Die grüne Obfrau Verena Schäffer fragte den Zeugen, ob die Observationsgruppe ein Konzert am 18.2.2006 im niedersächsichen Dassel observiert hat, bei dem die Band „Extressiv“ gespielt habe. [„Extressiv“ ist eine eng mit „Oidoxie“ verbundene Band aus dem Kreis Unna/Kreis Coesfeld, Mitglieder der Band waren in der „Oidoxie Streetfighting Crew“] Dieses Konzert wurde nach Angaben des Zeugen nicht observiert, ebenso wenig sei ein Konzert am 25.2.2006 in Greven beobachtet worden. [Dieses Konzert, von dem es einen Videomitschnitt gibt, wurde aus dem Kreis der „Oidoxie Streetfighting Crew“ organisiert.] Am Tag des Mordes an Mehmet Kubaşık und am Wochenende davor, habe es keine Observationsmaßnahme gegen die Neonazis in Dortmund gegeben.

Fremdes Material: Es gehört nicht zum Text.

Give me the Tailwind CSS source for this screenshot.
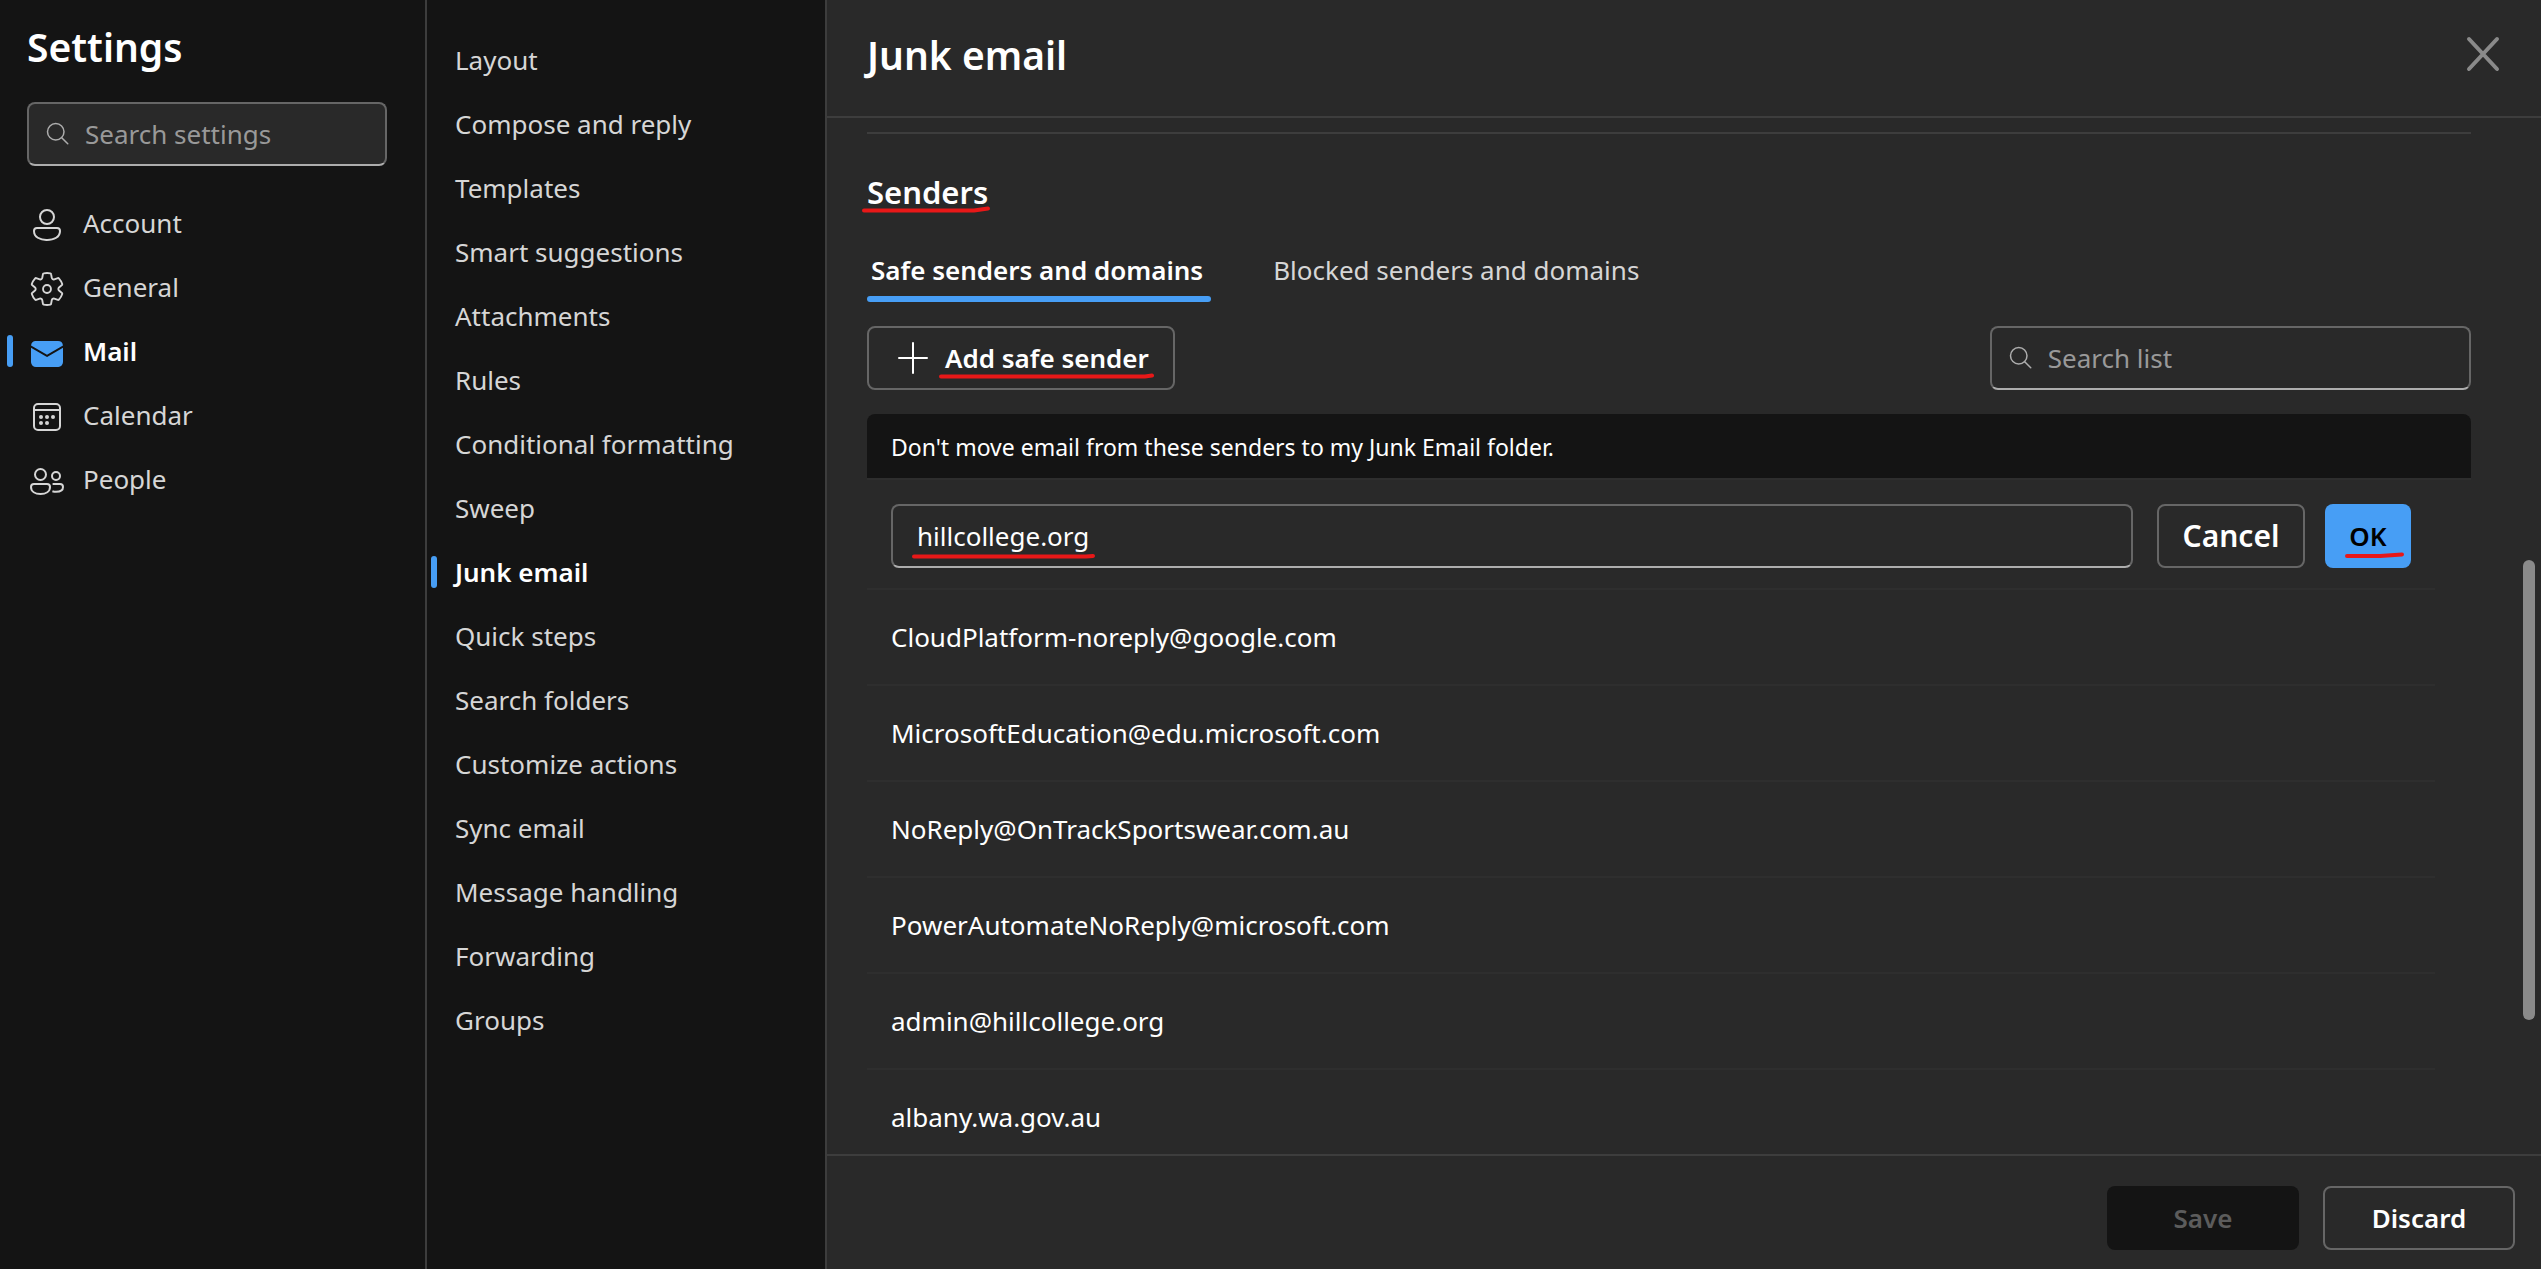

Die FDP fragte, wie sich die Observationsgruppe verhalten müsse, wenn sie eine Straftat beobachte. Der Zeuge antwortete, dass er dann erwartet hätte, dass er informiert worden wäre und er hätte diese Information dann auch an die Polizei weitergeleitet. Bei unmittelbarer Gefahr müsse man die Polizei direkt informieren. Im Kontext der angesprochenen Observationsmaßnahmen gegen die Dortmunder Neonazi-Szene erinnere er sich aber nicht, dass er über Straftaten informiert worden sei.
Fazit
Als Fazit der Befragung von Reichel-Offermann kann festgehalten werden, dass der NRW-Verfassungsschutz im Jahr 2006, in zeitlichem Zusammenhang mit dem Mord an Mehmet Kubaşık, Obversationsmaßnahmen gegen die Neonazi-Szene in Dortmund durchgeführt hat. Welchen Umfang und welches Ziele diese Maßnahmen genau hatten, blieb unklar. Der Zeuge gab vor, sich nicht genau zu erinnern bzw. keine Aussage in öffentlicher Sitzung machen zu können. Die Abgeordneten gaben sich damit zufrieden. Das NSU-Kerntrio soll nach Angaben des Zeugen bei den Observationen nicht gesichtet worden sein. Interessant war die Vernehmung hinsichtlich des angeblich am 18. März 2006 in Kassel stattgefundenen „Oidoxie“-Konzertes. Hier machten die Abgeordneten deutlich, dass sie keine Hinweise auf ein solches Konzert fanden. Allerdings fand am 25. März 2006 eine Feier im nahe Kassel gelegenen Braunatal statt, die der NRW-Verfassungsschutz beobachtete.